Hace muchos, muchos años, un Príncipe de Gales se remetió las perneras del pantalón en los calcetines para tener más libertad de movimientos en el campo de golf, y poder agitar el palo y darle a la pelotita con mayor comodidad. Ahí nació el pantalón de golf o bombacho. Hace tres decenios, en las urbanizaciones que fueron creciendo alrededor de las grandes ciudades, los jóvenes ejecutivos, hartos de ir con traje y corbata de lunes a viernes, impusieron la cazadora y la camisa con el primer botón desabrochado para los fines de semana.
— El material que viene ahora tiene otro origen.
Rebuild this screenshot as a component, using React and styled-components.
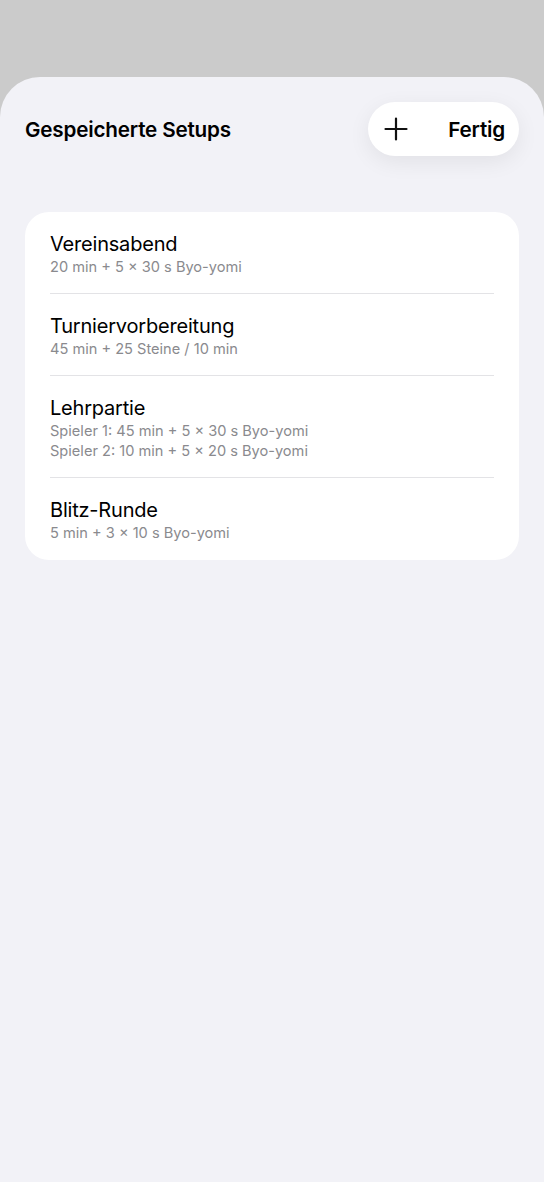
import React from "react";
import styled, { createGlobalStyle } from "styled-components";

const GlobalStyle = createGlobalStyle`
  html, body {
    margin: 0;
    padding: 0;
    background: #cbcbcb;
    font-family: Inter, "Noto Sans", sans-serif;
    -webkit-font-smoothing: antialiased;
  }
`;

const setups = [
  { id: 1, name: "Vereinsabend", lines: ["20 min + 5 × 30 s Byo-yomi"] },
  { id: 2, name: "Turniervorbereitung", lines: ["45 min + 25 Steine / 10 min"] },
  {
    id: 3,
    name: "Lehrpartie",
    lines: ["Spieler 1: 45 min + 5 × 30 s Byo-yomi", "Spieler 2: 10 min + 5 × 20 s Byo-yomi"],
  },
  { id: 4, name: "Blitz-Runde", lines: ["5 min + 3 × 10 s Byo-yomi"] },
];

function PlusIcon() {
  return (
    <svg width="24" height="24" viewBox="0 0 24 24">
      <path d="M12 1.5v21M1.5 12h21" stroke="#111" strokeWidth="2.2" strokeLinecap="round" fill="none" />
    </svg>
  );
}

export default function App() {
  return (
    <>
      <GlobalStyle />
      <Page>
        <Sheet>
          <Header>
            <Title>Gespeicherte Setups</Title>
            <Actions>
              <IconButton aria-label="Neues Setup">
                <PlusIcon />
              </IconButton>
              <TextButton>Fertig</TextButton>
            </Actions>
          </Header>
          <Card>
            {setups.map((s) => (
              <Row key={s.id}>
                <RowTitle>{s.name}</RowTitle>
                {s.lines.map((l) => (
                  <RowDetail key={l}>{l}</RowDetail>
                ))}
              </Row>
            ))}
          </Card>
        </Sheet>
      </Page>
    </>
  );
}

const Page = styled.div`
  min-height: 1182px;
  padding-top: 77px;
  box-sizing: border-box;
  display: flex;
  flex-direction: column;
`;

const Sheet = styled.div`
  flex: 1;
  background: #f2f2f7;
  border-radius: 40px 40px 0 0;
  padding: 25px 25px 0;
  display: flex;
  flex-direction: column;
`;

const Header = styled.div`
  display: flex;
  align-items: center;
  justify-content: space-between;
  height: 54px;
`;

const Title = styled.h1`
  margin: 0;
  font-size: 20.7px;
  font-weight: 600;
  color: #000;
  letter-spacing: -0.2px;
`;

const Actions = styled.div`
  display: flex;
  align-items: center;
  height: 54px;
  width: 151px;
  box-sizing: border-box;
  padding: 0 14px 0 16px;
  justify-content: space-between;
  background: #fff;
  border-radius: 27px;
  box-shadow: 0 6px 22px rgba(0, 0, 0, 0.07);
`;

const IconButton = styled.button`
  border: none;
  background: none;
  padding: 0;
  display: flex;
  align-items: center;
`;

const TextButton = styled.button`
  border: none;
  background: none;
  padding: 0;
  font-family: inherit;
  font-size: 20.7px;
  font-weight: 600;
  color: #000;
  letter-spacing: -0.2px;
`;

const Card = styled.div`
  margin-top: 56px;
  background: #fff;
  border-radius: 24px;
`;

const Row = styled.div`
  margin: 0 25px;
  padding: 20px 0 16px;
  border-bottom: 1px solid #e3e3e6;
  &:last-child {
    border-bottom: none;
    padding-bottom: 17px;
  }
`;

const RowTitle = styled.div`
  font-size: 20px;
  line-height: 25px;
  color: #000;
  letter-spacing: -0.2px;
`;

const RowDetail = styled.div`
  font-size: 14.6px;
  line-height: 20px;
  color: #8a8a8e;
`;
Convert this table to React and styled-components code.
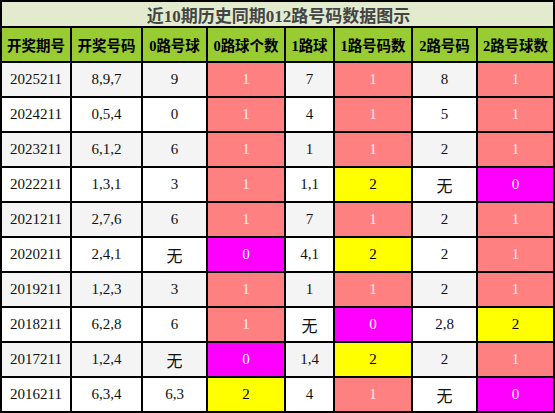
import React from 'react';
import styled, { createGlobalStyle } from 'styled-components';

const GlobalStyle = createGlobalStyle`
  body {
    margin: 0;
    background: #fff;
  }
`;

const heads = ['开奖期号', '开奖号码', '0路号球', '0路球个数', '1路球', '1路号码数', '2路号码', '2路号球数'];

const rows = [
  ['2025211', '8,9,7', '9', '1', '7', '1', '8', '1'],
  ['2024211', '0,5,4', '0', '1', '4', '1', '5', '1'],
  ['2023211', '6,1,2', '6', '1', '1', '1', '2', '1'],
  ['2022211', '1,3,1', '3', '1', '1,1', '2', '无', '0'],
  ['2021211', '2,7,6', '6', '1', '7', '1', '2', '1'],
  ['2020211', '2,4,1', '无', '0', '4,1', '2', '2', '1'],
  ['2019211', '1,2,3', '3', '1', '1', '1', '2', '1'],
  ['2018211', '6,2,8', '6', '1', '无', '0', '2,8', '2'],
  ['2017211', '1,2,4', '无', '0', '1,4', '2', '2', '1'],
  ['2016211', '6,3,4', '6,3', '2', '4', '1', '无', '0'],
];

const countCols = [3, 5, 7];

export default function App() {
  return (
    <>
      <GlobalStyle />
      <Board>
        <Title>近10期历史同期012路号码数据图示</Title>
        {heads.map((h) => (
          <HeadCell key={h}>{h}</HeadCell>
        ))}
        {rows.map((row, r) =>
          row.map((v, c) => (
            <Cell
              key={r + '-' + c}
              $alt={r % 2 === 0}
              $tone={countCols.includes(c) ? v : null}
              $wide={v === '无'}
            >
              {v}
            </Cell>
          ))
        )}
      </Board>
    </>
  );
}

const Board = styled.div`
  display: grid;
  grid-template-columns: 68px 69px 63px 76px 47px 76px 63px 75px;
  grid-template-rows: 24px 33px repeat(10, 33px);
  gap: 2px;
  padding: 2px;
  width: 555px;
  box-sizing: border-box;
  background: #000;
  font-family: "Liberation Serif", "Noto Sans CJK SC", serif;
`;

const Title = styled.div`
  grid-column: 1 / -1;
  background: #e3ebcf;
  color: #444;
  font-size: 17px;
  font-weight: bold;
  display: flex;
  align-items: center;
  justify-content: center;
  padding-left: 2px;
`;

const HeadCell = styled.div`
  background: #99cc33;
  color: #000;
  font-size: 14.5px;
  font-weight: bold;
  display: flex;
  align-items: center;
  justify-content: center;
  white-space: nowrap;
`;

const toneBg = { '1': '#ff8080', '2': '#ffff00', '0': '#ff00ff' };
const toneFg = { '1': '#ffecec', '2': '#000', '0': '#fff' };

const Cell = styled.div`
  background: ${(p) => (p.$tone ? toneBg[p.$tone] : p.$alt ? '#f4f4f4' : '#fff')};
  color: ${(p) => (p.$tone ? toneFg[p.$tone] : '#111')};
  font-size: ${(p) => (p.$wide ? '16px' : '15px')};
  display: flex;
  align-items: center;
  justify-content: center;
`;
Ese uniforme fue rápidamente imitado por la clase política emergente, y, si veías a Felipe González con la cazadora de ante, ya sabías que era sábado o domingo.
Hace cuatro o cinco lustros, los pequeños delincuentes de Brooklyn y Harlem, tras salir de la cárcel, donde estaba prohibido el uso del cinturón, decidieron seguir sin usarlo, y los bajos de los pantalones vaqueros se les deshilachaban, pero su visión imponía respeto y admiración: ya habían estado en la cárcel, ya estaban curtidos. Y de ahí viene esa moda que a la gente que hemos pasado el medio siglo nos parece zarrapastrosa.
Lo último es el chándal. Contemplo a Maduro, el autoproclamado presidente interino de Venezuela, ataviado con un chándal. Fidel Castro aparece ya siempre con chándal. Y el fallecido Hugo Chávez también iba con chándal a la televisión. Me imagino que estamos ante el nacimiento de una tendencia, y, partir de algún momento, en los funerales, en las tomas de posesión, en las comparecencias parlamentarias y otras ceremonias prosopopéyicas, habrá que ir en chándal. Trato de imaginarme a Rajoy o Rubalcaba, en chándal, y compruebo con tristeza que mi imaginación es muy poco potente.
La actividad política cada día es más dura y áspera. Hay que contarle incluso al que no te vota lo que ganas; que esté al tanto del modelo de automóvil que usas y de lo que vale el piso en el que vives. Pero lo del chándal me parece insuperable. Estoy convencido de que si para ser de izquierdas hay que ir en chándal a todas partes se van a frustrar muchas vocaciones políticas. A lo peor es una maniobra del imperialismo capitalista para debilitar a la socialdemocracia.